Question 3 Short Answer
Why is perceived injustice considered one of the strongest predictors of CWBs?
Think about your answer, then reveal below.
Model answer: Perceived injustice triggers strong negative emotions — anger, resentment, and moral outrage — that motivate retaliatory action. Employees who perceive unfair treatment feel the psychological contract has been violated and respond by 'getting even' through behaviors that harm the source of injustice (the organization or a specific person). The stressor-emotion model explains this pathway: injustice → negative emotions → CWB. Both distributive and procedural injustice predict CWBs, with the combination being particularly powerful.
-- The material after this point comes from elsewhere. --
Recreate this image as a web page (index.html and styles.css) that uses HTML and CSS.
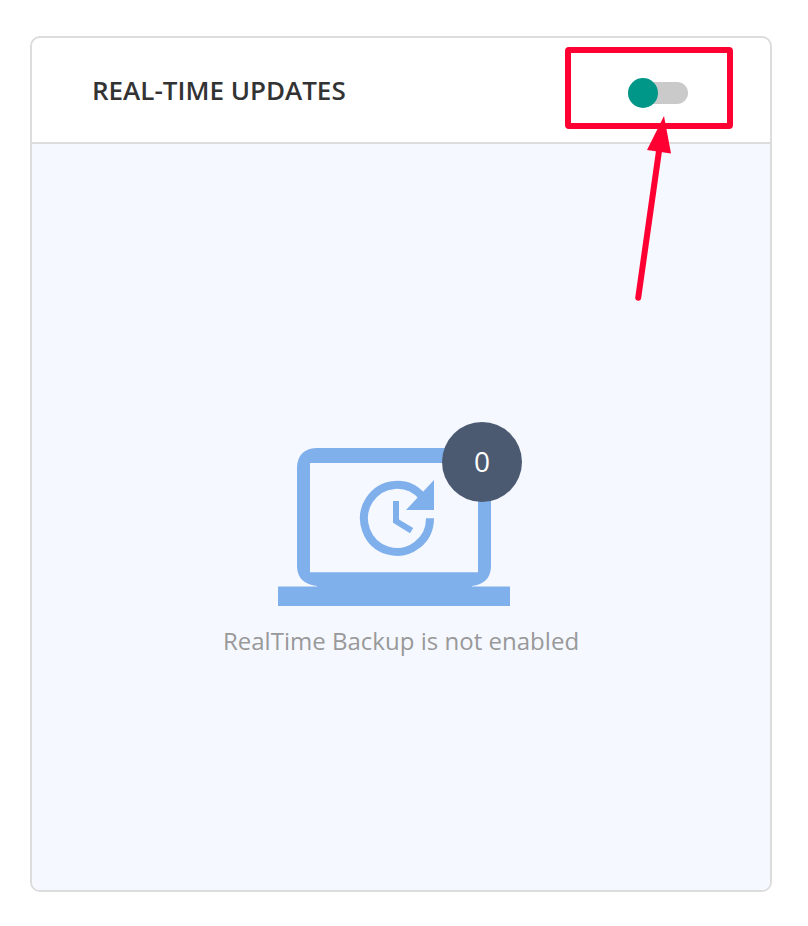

The injustice-CWB link is robust across cultures and organizational settings. It explains why theft increases when pay is cut without adequate explanation (Greenberg's classic field experiment), why sabotage clusters around layoff announcements perceived as unfair, and why interpersonal CWBs target the specific supervisors perceived as unjust. The practical implication is that organizations can reduce CWBs by ensuring fair processes and outcomes — prevention through justice is more effective than punishment after the fact.